En cette année électorale, Barack Obama et ses adversaires républicains scrutent attentivement les résultats économiques du pays : les deux camps y espèrent leur salut.
Les Etats-Unis restent exposés au double risque de l’impact de la crise de la dette en zone euro sur la croissance mondiale et des tensions avec l’Iran, susceptibles d’alimenter la hausse des cours du pétrole.
Les économistes estiment que la croissance américaine devrait de nouveau ralentir en ce début d’année après une poussée fin 2011. Un tel scénario pourrait conduire la Réserve fédérale à se lancer dans un troisième cycle d’ «assouplissement quantitatif » consistant à soutenir le crédit et donc l’activité économique en achetant des obligations sur les marchés financiers.

Des raisons d’espérer pour la France…

Progressivement, le cercle des pays dotés de la meilleure note possible s’est réduit et aujourd’hui seuls une dizaine d’Etats dans le monde dont 4 dans la zone euro sont encore notés triple A.
Compte tenu de cette situation et des énormes capacités de financement des fonds obligataires, AA+ est en train de devenir, par la force des choses, la nouvelle norme pour les gestionnaires de fonds.
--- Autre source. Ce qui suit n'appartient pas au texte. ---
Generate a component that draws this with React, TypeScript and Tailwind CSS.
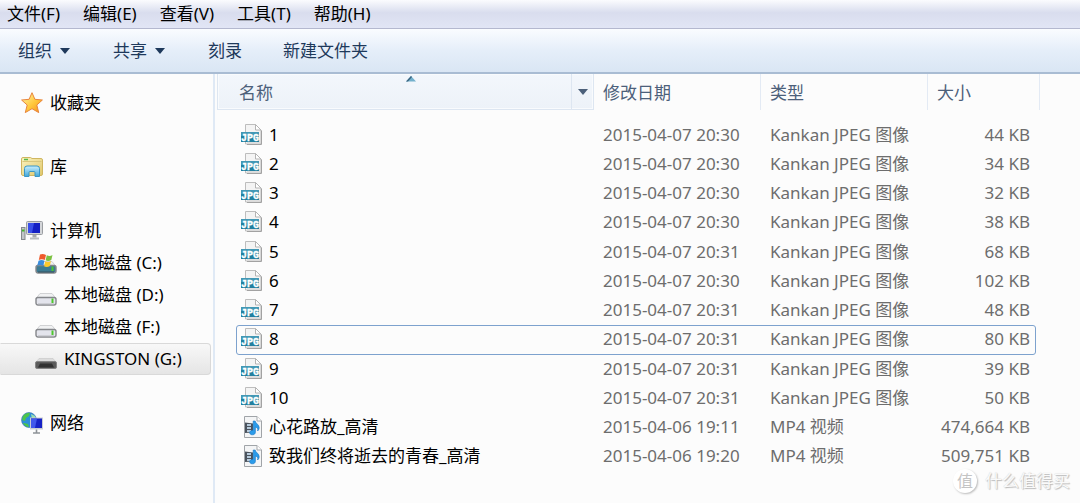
import type { ReactNode } from "react";

type FileRow = {
  name: string;
  date: string;
  type: string;
  size: string;
  kind: "jpg" | "video";
  focused?: boolean;
};

const jpg = (name: string, time: string, size: string, focused = false): FileRow => ({
  name,
  date: `2015-04-07 ${time}`,
  type: "Kankan JPEG 图像",
  size,
  kind: "jpg",
  focused,
});

const files: FileRow[] = [
  jpg("1", "20:30", "44 KB"),
  jpg("2", "20:30", "34 KB"),
  jpg("3", "20:30", "32 KB"),
  jpg("4", "20:30", "38 KB"),
  jpg("5", "20:31", "68 KB"),
  jpg("6", "20:30", "102 KB"),
  jpg("7", "20:31", "48 KB"),
  jpg("8", "20:31", "80 KB", true),
  jpg("9", "20:31", "39 KB"),
  jpg("10", "20:31", "50 KB"),
  { name: "心花路放_高清", date: "2015-04-06 19:11", type: "MP4 视频", size: "474,664 KB", kind: "video" },
  { name: "致我们终将逝去的青春_高清", date: "2015-04-06 19:20", type: "MP4 视频", size: "509,751 KB", kind: "video" },
];

const menus = ["文件(F)", "编辑(E)", "查看(V)", "工具(T)", "帮助(H)"];

function JpgIcon() {
  return (
    <svg width="22" height="24" viewBox="0 0 22 24" aria-hidden="true" className="shrink-0">
      <path d="M4.500 1.500h10l5.500 5.500v14H4.500z" fill="#f4f4f4" stroke="#bdbdbd" />
      <path d="M6 17h13v3.500H6z" fill="#dedede" />
      <path d="M14.500 1.500V7h5.500z" fill="#fff" stroke="#b4b4b4" />
      <path d="M20.500 7.500v14H6" fill="none" stroke="#a2a2a2" />
      <rect x="0" y="9" width="18" height="10" fill="#22809f" />
      <rect x="0" y="9" width="18" height="4" fill="#4298b5" />
      <text x="9" y="17.500" textAnchor="middle" fontSize="10" fontWeight="700" fontFamily="Liberation Mono, monospace" fill="#fff" stroke="#fff" strokeWidth=".3">
        JPG
      </text>
    </svg>
  );
}

function VideoIcon() {
  return (
    <svg width="22" height="24" viewBox="0 0 22 24" aria-hidden="true" className="shrink-0">
      <path d="M3.500 1.500h12.500l4.500 4.500v16.500h-17z" fill="#f4f5f6" stroke="#a0a4a8" />
      <path d="M16 1.500V6h4.500" fill="#fff" stroke="#a5a8ac" />
      <path d="M4 7.500l8 1v9l-8 .5z" fill="#4b535d" />
      <path d="M6 9h4v2H6zM6 12h4v2H6zM6 15h4v2H6z" fill="#b7cbdc" />
      <path d="M12.200 6h2c.2 2.500 4.300 3.500 4 7-.1 1.300-.8 2.200-1.600 3 .7-2.300-.6-3.500-2.200-4v5.200c0 1.700-1.500 2.600-3 2.600-1.700 0-2.700-.9-2.700-2.100 0-1.500 1.700-2.600 3.500-2.300z" fill="#2b9cea" stroke="#1976c5" strokeWidth=".6" />
    </svg>
  );
}

function StarIcon() {
  return (
    <svg width="22" height="22" viewBox="0 0 22 22" aria-hidden="true">
      <defs>
        <linearGradient id="star" x1="0" y1="0" x2="1" y2="1">
          <stop offset="0" stopColor="#fff6b0" />
          <stop offset=".55" stopColor="#ffc83a" />
          <stop offset="1" stopColor="#f58a1b" />
        </linearGradient>
      </defs>
      <path d="M11 .700l2.900 6.600 7.500.7-5.600 5 1.900 7.600L11 16.700l-6.700 3.900 1.900-7.600L.600 8l7.500-.7z" fill="url(#star)" stroke="#e8853c" strokeLinejoin="round" />
    </svg>
  );
}

function LibraryIcon() {
  return (
    <svg width="22" height="22" viewBox="0 0 22 22" aria-hidden="true">
      <defs>
        <linearGradient id="folder" x1="0" y1="0" x2="1" y2="1">
          <stop offset="0" stopColor="#fbf3c0" />
          <stop offset="1" stopColor="#e0c76a" />
        </linearGradient>
        <linearGradient id="stand" x1="0" y1="0" x2="0" y2="1">
          <stop offset="0" stopColor="#c9efff" />
          <stop offset="1" stopColor="#3fa6d8" />
        </linearGradient>
      </defs>
      <path d="M.500 3q0-1.500 1.500-1.500h7.500l1.500 1h9q1.500 0 1.500 1.500v14q0 1.500-1.500 1.500H2q-1.500 0-1.500-1.500z" fill="url(#folder)" stroke="#cfb661" />
      <path d="M3 3.500h4" stroke="#54b948" strokeWidth="1.500" />
      <path d="M1.500 5.500h19" stroke="#d9c67c" />
      <path d="M3.500 20.500v-8q0-2.500 2.500-2.500h10q2.500 0 2.500 2.500v8h-4.500v-4q0-1-1-1H9q-1 0-1 1v4z" fill="url(#stand)" stroke="#3b97c6" />
    </svg>
  );
}

function Screen() {
  return (
    <>
      <rect x="5.500" y="1.500" width="16" height="13" rx="1" fill="#d4d6d9" stroke="#9b9ea2" />
      <rect x="7" y="3" width="12" height="10" fill="#1420c4" />
      <path d="M7 3h6l-2 10H7z" fill="#3a50e8" />
      <path d="M11.500 15h4v2.500h-4z" fill="#a6a9ad" />
      <path d="M9 18.500h9" stroke="#b9bcc0" strokeWidth="2" />
    </>
  );
}

function ComputerIcon() {
  return (
    <svg width="22" height="22" viewBox="0 0 22 22" aria-hidden="true">
      <Screen />
      <rect x=".5" y="7.500" width="3.500" height="12" fill="#c2c5c8" stroke="#85898d" />
      <path d="M1 10.500h2.500" stroke="#45b52e" strokeWidth="2" />
    </svg>
  );
}

function NetworkIcon() {
  return (
    <svg width="22" height="22" viewBox="0 0 22 22" aria-hidden="true">
      <circle cx="8" cy="8" r="7.500" fill="#2d8fd8" stroke="#3a6fae" strokeWidth=".6" />
      <path d="M2 4c2-3 5-3.500 7-3.300L8 4 5 6 4 9 1 8zM3 11l4 1 1 3C5 15 3 13 2 11z" fill="#4cc44a" />
      <path d="M10 2l4 2 1 4-4-1z" fill="#9adfb0" />
      <rect x="9" y="5.500" width="13" height="12" fill="#c9ccd1" />
      <rect x="10" y="6.500" width="11" height="9.500" fill="#1722c6" />
      <path d="M10 6.500h6l-2 9.500h-4z" fill="#4157ec" />
      <path d="M15.500 17.500v3M12 21h7" stroke="#8d9297" strokeWidth="1.600" />
    </svg>
  );
}

function DriveIcon({ tone = "light" }: { tone?: "light" | "dark" | "system" }) {
  if (tone === "dark") {
    return (
      <svg width="22" height="22" viewBox="0 0 22 22" aria-hidden="true">
        <path d="M4 8.500h14l3.500 4.500H.500z" fill="#dcdcdc" stroke="#c5c5c5" strokeWidth=".6" />
        <path d="M.500 13q0-1.500 1.500-1.500h18q1.500 0 1.500 1.500v4q0 1.500-1.500 1.500H2Q.500 18.500.500 17z" fill="#5b5b5b" stroke="#858585" />
        <path d="M3 17.500l2-4h12l2 4z" fill="#323232" />
      </svg>
    );
  }
  const system = tone === "system";
  return (
    <svg width="22" height="22" viewBox="0 0 22 22" aria-hidden="true">
      <path d="M5 7.500h12l4 5H1z" fill="#f1f2f3" stroke="#c7c8ca" strokeWidth=".8" />
      <rect x="1" y="11.500" width="20" height="7.500" rx="2" fill={system ? "#3c7b92" : "#e3e4ec"} stroke="#85878b" strokeWidth="1.400" />
      <path d="M3 18h16" stroke={system ? "#37515c" : "#b6b8bd"} />
      <path d="M17.500 12.500v4.500" stroke="#4cc72d" strokeWidth="2" />
      {system && (
        <>
          <path d="M5 .500q3-1 6 .500l-1.200 5q-3-1.500-6 0z" fill="#ee5a2c" />
          <path d="M11.800 1.300q3 1.500 5.700-.3l-1.200 5q-3 1.700-5.700.300z" fill="#7cc142" />
          <path d="M3.500 6.800q3-1.500 6 0l-1.200 5q-3-1.500-6 0z" fill="#3a8ddd" />
          <path d="M10.300 7.200q3 1.500 5.700-.2l-1.200 5q-3 1.700-5.700.2z" fill="#fcc92c" />
        </>
      )}
    </svg>
  );
}

function Caret() {
  return (
    <svg width="10" height="6" viewBox="0 0 10 6" aria-hidden="true">
      <path d="M0 0h10L5 6z" fill="currentColor" />
    </svg>
  );
}

function NavItem({ icon, label, nested, selected }: { icon: ReactNode; label: string; nested?: boolean; selected?: boolean }) {
  return (
    <a
      href="#"
      aria-current={selected ? "page" : undefined}
      className={`flex h-8 items-center gap-[7px] border ${nested ? "pl-[34px]" : "pl-5"} ${
        selected
          ? "mr-0.5 rounded-r border-[#d9d9d9] border-l-transparent bg-linear-to-b from-[#f8f8f8] to-[#e5e5e5]"
          : "border-transparent"
      }`}
    >
      <span className={nested ? "pt-1" : ""}>{icon}</span>
      <span>{label}</span>
    </a>
  );
}

function HeaderCell({ label, width }: { label: string; width: string }) {
  return (
    <th scope="col" className={`h-[46px] p-0 align-top font-normal ${width}`}>
      <div className="flex h-9 items-center border-r border-[#e3eaf4] pt-0.5 pl-[9px]">{label}</div>
    </th>
  );
}

export default function App() {
  return (
    <div className="flex min-h-screen flex-col bg-[#fcfcfc] font-['Noto_Sans','Noto_Sans_CJK_SC',sans-serif] text-[17px] leading-6 text-black">
      <nav className="flex h-[29px] items-center gap-[23px] border-b border-[#b4b8cf] bg-linear-to-b from-[#fbfcfe] via-[#d9ddee] via-45% to-[#e1e5f5] pl-[7px]">
        {menus.map((m) => (
          <button key={m} type="button">{m}</button>
        ))}
      </nav>

      <div className="flex h-[45px] items-center border-b-2 border-[#a9bcd3] bg-linear-to-b from-[#fafcff] via-[#e5eef9] via-50% to-[#dae6f4] pl-[18px] text-[#1e395b]">
        <button type="button" className="mr-[43px] flex items-center gap-2">组织 <Caret /></button>
        <button type="button" className="mr-[43px] flex items-center gap-2">共享 <Caret /></button>
        <button type="button" className="mr-[41px]">刻录</button>
        <button type="button">新建文件夹</button>
      </div>

      <div className="flex flex-1">
        <aside className="flex w-[215px] shrink-0 flex-col gap-8 border-r-2 border-[#dfe9f5] pt-[13px]">
          <NavItem icon={<StarIcon />} label="收藏夹" />
          <NavItem icon={<LibraryIcon />} label="库" />
          <div>
            <NavItem icon={<ComputerIcon />} label="计算机" />
            <NavItem nested icon={<DriveIcon tone="system" />} label="本地磁盘 (C:)" />
            <NavItem nested icon={<DriveIcon />} label="本地磁盘 (D:)" />
            <NavItem nested icon={<DriveIcon />} label="本地磁盘 (F:)" />
            <NavItem nested selected icon={<DriveIcon tone="dark" />} label="KINGSTON (G:)" />
          </div>
          <NavItem icon={<NetworkIcon />} label="网络" />
        </aside>

        <main className="relative flex-1 pr-10 pl-0.5">
          <table className="h-[397px] w-full table-fixed border-collapse text-left">
            <thead className="text-[#4c607a]">
              <tr>
                <th scope="col" className="h-[46px] p-0 align-top font-normal">
                  <div className="relative flex h-9 items-stretch border border-t-0 border-[#dde6f1] bg-linear-to-b from-[#f3f7fc] to-[#edf2f8] inset-ring inset-ring-[#f9fbfd]">
                    <span className="flex flex-1 items-center pt-0.5 pl-[21px]">名称</span>
                    <button type="button" aria-label="筛选名称" className="flex w-[22px] items-center justify-center border-l border-[#dde6f1]">
                      <Caret />
                    </button>
                    <svg width="10" height="6" viewBox="0 0 10 6" aria-hidden="true" className="absolute top-0.5 left-1/2">
                      <path d="M5 0l5 5.500H0z" fill="#72b0cc" />
                      <path d="M5 0L0 5.500h2L6 1z" fill="#3b647f" />
                    </svg>
                  </div>
                </th>
                <HeaderCell label="修改日期" width="w-[167px]" />
                <HeaderCell label="类型" width="w-[167px]" />
                <HeaderCell label="大小" width="w-28" />
              </tr>
            </thead>
            <tbody className="text-[#6d6d6d]">
              {files.map((f) => (
                <tr key={f.name} className="relative">
                  <td className="p-0 pl-6 text-black">
                    <div className="flex items-center gap-1.5">
                      {f.kind === "jpg" ? <JpgIcon /> : <VideoIcon />}
                      <span>{f.name}</span>
                    </div>
                    {f.focused && (
                      <span className="absolute top-0 right-1 -bottom-px left-[19px] rounded-[3px] border border-solid border-[#7da2ce]" />
                    )}
                  </td>
                  <td className="p-0 pl-[9px] whitespace-nowrap">{f.date}</td>
                  <td className="p-0 pl-[9px] whitespace-nowrap">{f.type}</td>
                  <td className="p-0 pr-2.5 text-right whitespace-nowrap">{f.size}</td>
                </tr>
              ))}
            </tbody>
          </table>

          <div className="absolute right-2.5 bottom-2.5 flex items-center gap-2 text-[#fafafa] [text-shadow:1px_1px_1px_#bbb,0_0_1px_#ccc]">
            <span className="flex size-6 items-center justify-center rounded-full bg-white text-base text-[#c4c4c4] shadow-[1px_1px_2px_#bbb] [text-shadow:none]">值</span>
            <span>什么值得买</span>
          </div>
        </main>
      </div>
    </div>
  );
}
A la suite de scandales de type Enron ou Maxwell, les règles des gérants de grands fonds souverains ou de banques centrales s’étaient considérablement durcies et certains refusaient, il y a encore un an, de détenir dans leurs portefeuilles des titres de dette qui ne disposaient pas du précieux triple A. Mais depuis l’abaissement de la notation des Etats-Unis en août, les gérants ont été contraints de s’adapter. Il n’y a pas d’alternative aux bons du Trésor américains et les conseils d’administration des fonds ont dû se résoudre à accepter dans leur portefeuilles des titres de dette privés du sésame triple A

Voilà les recettes… mais, les mécanismes micro- et macro-économiques ne font pas tout, la psychologie, surtout celle de la masse, compte aussi. Français et Européens seraient bien inspirés de troquer leur « sinistrose » contre une bonne dose d’esprit combatif, le « fighting spirit » comme ils disent.